We may have tried to speak out. We may have been ridiculed, further shamed, not believed, ignored. It's not surprising that many abused adults find it difficult to trust, are over vigilant and still harbour
deep rooted feelings of unworthiness, self loathing, insecurity and poor body image among other feelings. We spend so much time & energy on trying to keep a lid on our past, our dirty secret, fearful that it might taint our future, spoil our successes, and ruin our carefully placed masks which
we wear to tell the world we are ok, we are doing well, we love our lives. We also crumble in varying degrees of undoing with the slightest feel of humiliation. The smallest remark or off toe may set us spiraling into the shame of a small child. It's an all too familiar place of feeling stupid, angry, tearful, defensive, hesitant, unsure or just plain alone and insignificant. This doesn't always happen and not always with such frequency but it does happen. Many women in my groups discuss how and why this happens.

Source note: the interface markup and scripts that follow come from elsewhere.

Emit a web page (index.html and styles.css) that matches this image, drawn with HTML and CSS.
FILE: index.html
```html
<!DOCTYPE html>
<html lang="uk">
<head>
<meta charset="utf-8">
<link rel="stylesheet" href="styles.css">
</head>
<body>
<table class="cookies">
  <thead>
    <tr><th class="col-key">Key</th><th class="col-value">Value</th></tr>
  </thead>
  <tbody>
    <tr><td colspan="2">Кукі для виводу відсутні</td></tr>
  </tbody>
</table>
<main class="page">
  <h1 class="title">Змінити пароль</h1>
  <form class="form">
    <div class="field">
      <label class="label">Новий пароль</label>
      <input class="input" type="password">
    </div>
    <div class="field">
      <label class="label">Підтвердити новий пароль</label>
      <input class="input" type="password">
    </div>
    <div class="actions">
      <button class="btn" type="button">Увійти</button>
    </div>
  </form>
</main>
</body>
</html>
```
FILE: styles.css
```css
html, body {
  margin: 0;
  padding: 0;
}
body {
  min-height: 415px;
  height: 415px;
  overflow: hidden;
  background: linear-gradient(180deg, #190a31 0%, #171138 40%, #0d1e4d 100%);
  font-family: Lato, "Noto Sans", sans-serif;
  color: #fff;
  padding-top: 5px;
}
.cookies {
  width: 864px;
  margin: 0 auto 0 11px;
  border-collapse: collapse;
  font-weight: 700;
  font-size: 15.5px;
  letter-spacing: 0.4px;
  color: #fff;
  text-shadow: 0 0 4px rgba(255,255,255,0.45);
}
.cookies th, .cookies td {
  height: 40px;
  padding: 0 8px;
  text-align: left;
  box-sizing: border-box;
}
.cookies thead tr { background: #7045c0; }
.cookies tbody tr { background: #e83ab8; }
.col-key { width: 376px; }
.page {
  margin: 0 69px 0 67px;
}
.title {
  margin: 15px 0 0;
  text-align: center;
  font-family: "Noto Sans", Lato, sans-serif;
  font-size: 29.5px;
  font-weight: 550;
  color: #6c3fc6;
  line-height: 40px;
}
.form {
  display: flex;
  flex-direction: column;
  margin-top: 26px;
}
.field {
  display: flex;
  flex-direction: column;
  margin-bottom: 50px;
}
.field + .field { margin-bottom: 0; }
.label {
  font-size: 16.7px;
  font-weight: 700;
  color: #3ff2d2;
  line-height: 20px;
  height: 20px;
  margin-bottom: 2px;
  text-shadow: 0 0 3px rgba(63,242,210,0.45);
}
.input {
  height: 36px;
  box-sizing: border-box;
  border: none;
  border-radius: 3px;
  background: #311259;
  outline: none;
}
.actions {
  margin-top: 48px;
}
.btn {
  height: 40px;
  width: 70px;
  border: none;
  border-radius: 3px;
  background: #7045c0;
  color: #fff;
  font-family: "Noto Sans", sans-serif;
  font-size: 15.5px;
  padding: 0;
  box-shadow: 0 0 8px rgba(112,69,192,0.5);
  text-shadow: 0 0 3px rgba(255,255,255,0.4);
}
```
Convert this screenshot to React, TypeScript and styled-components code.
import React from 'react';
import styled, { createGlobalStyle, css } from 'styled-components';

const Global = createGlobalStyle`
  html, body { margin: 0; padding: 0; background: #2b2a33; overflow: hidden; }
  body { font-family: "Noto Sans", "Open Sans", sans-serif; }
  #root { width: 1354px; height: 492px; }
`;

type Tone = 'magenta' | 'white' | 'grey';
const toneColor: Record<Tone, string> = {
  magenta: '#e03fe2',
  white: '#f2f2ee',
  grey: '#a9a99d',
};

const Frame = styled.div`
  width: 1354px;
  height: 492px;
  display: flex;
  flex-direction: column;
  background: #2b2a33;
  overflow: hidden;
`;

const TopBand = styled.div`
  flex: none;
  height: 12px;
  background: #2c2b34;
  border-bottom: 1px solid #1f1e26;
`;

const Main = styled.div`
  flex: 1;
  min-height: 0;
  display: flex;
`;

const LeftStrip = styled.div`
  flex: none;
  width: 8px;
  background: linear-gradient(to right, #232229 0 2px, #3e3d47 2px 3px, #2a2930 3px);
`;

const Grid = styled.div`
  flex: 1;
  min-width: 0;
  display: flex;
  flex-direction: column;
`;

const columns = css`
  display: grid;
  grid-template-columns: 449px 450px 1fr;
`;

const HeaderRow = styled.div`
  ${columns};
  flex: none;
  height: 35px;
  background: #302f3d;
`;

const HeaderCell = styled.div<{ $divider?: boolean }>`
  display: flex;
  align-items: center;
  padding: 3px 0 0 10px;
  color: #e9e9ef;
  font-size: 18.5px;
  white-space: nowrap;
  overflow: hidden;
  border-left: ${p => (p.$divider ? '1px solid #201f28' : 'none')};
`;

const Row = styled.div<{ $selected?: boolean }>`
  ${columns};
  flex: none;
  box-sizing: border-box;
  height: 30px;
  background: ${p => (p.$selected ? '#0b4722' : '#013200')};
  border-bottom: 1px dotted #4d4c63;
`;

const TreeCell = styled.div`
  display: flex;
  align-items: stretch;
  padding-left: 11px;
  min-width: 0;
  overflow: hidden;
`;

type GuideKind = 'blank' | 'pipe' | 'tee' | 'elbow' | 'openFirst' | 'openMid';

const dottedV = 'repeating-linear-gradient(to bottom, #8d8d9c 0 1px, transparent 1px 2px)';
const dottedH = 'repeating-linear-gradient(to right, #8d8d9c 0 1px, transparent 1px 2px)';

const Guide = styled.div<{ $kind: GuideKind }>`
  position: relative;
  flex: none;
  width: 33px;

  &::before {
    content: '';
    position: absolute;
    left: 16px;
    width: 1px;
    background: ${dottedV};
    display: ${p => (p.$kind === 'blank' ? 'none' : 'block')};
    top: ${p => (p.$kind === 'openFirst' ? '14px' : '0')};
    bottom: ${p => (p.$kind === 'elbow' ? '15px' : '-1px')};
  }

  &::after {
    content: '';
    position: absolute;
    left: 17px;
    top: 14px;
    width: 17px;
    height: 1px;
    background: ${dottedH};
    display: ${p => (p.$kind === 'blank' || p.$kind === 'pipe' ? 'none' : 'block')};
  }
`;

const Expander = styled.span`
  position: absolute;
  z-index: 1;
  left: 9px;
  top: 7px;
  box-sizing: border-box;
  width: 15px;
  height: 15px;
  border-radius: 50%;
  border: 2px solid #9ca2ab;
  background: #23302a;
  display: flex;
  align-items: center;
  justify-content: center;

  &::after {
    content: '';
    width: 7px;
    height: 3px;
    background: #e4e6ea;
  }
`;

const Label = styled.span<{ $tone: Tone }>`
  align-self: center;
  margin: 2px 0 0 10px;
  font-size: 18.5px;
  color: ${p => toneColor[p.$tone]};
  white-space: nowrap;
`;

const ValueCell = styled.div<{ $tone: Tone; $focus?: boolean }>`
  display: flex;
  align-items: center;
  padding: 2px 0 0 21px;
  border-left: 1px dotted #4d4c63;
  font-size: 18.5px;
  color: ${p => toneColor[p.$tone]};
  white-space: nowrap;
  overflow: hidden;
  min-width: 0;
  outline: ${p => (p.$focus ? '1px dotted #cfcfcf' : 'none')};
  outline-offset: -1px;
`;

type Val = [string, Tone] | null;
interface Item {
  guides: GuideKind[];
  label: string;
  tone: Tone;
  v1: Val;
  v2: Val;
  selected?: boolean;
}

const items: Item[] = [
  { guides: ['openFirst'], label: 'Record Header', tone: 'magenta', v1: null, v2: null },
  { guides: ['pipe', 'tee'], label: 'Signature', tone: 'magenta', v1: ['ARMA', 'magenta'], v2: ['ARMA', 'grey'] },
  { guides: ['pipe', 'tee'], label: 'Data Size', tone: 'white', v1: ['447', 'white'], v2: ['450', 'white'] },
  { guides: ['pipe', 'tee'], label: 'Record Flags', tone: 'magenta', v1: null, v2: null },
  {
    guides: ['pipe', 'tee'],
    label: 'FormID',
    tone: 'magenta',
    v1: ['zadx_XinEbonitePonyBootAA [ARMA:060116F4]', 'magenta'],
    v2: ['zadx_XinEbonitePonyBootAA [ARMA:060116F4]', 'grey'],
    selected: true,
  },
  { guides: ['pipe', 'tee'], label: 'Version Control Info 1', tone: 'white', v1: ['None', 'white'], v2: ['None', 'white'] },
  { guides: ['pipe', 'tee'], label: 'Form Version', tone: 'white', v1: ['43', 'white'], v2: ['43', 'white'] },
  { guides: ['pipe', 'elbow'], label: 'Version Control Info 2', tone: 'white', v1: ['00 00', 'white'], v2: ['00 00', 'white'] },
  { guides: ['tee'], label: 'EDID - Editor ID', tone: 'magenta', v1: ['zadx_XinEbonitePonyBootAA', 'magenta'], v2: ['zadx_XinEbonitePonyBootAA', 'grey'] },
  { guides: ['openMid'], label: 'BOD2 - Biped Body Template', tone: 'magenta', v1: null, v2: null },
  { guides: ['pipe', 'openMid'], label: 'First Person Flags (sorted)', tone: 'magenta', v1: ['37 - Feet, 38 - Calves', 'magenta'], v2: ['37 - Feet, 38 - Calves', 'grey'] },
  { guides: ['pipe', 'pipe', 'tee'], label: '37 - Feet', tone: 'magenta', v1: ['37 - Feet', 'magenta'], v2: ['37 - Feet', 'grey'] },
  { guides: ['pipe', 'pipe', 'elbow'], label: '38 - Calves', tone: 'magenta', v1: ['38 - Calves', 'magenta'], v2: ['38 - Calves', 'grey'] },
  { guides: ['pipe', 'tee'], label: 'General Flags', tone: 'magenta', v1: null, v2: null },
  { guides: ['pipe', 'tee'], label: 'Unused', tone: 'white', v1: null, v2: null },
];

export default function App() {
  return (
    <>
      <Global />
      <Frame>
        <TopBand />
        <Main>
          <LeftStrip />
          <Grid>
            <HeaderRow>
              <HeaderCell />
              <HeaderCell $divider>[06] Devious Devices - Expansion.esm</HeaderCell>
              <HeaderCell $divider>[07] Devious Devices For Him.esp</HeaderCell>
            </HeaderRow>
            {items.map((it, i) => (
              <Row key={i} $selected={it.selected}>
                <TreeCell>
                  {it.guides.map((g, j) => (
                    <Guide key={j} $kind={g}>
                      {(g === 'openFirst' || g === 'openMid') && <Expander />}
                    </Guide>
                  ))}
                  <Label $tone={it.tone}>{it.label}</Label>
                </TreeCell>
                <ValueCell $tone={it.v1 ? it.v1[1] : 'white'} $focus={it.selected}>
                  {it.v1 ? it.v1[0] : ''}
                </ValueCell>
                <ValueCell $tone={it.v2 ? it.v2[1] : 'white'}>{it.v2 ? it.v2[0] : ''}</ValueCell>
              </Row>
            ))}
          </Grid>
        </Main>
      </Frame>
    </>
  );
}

I was shocked today whilst reading some comments about #metoo from a few women in a group I belong to. They totally trounced all over a woman who was trying to explain how it felt to carry the pain of her abuse inside. She wasn't being heard. Bad enough the abuse happened, but being coldly told to go and get some help without any compassion, served only to make her feel worse. For gods sake women, we have to stick together now more than ever, don't we? My heart pained when I continued to read more women pleadingly ask for understanding, trying to explain how the #metoo had helped them to have the courage to tell the world that it had happened to hem also.
I debated long and hard as to whether I would add #metoo, several days ago to my timeline. I decided I would. The feeling of relief that doing this gave me and continues to give me is palatable. It's huge even. I don't feel quite so alone any more. I didn't have to describe anything, nor give a blow by blow account of what happened to me or say anything about the vile abuse rendered upon me by several different men over a pretty long period of time. I just added my quiet little reflective #metoo and immediately felt part of something bigger. It wasn't just me. I wasn't alone with it any more.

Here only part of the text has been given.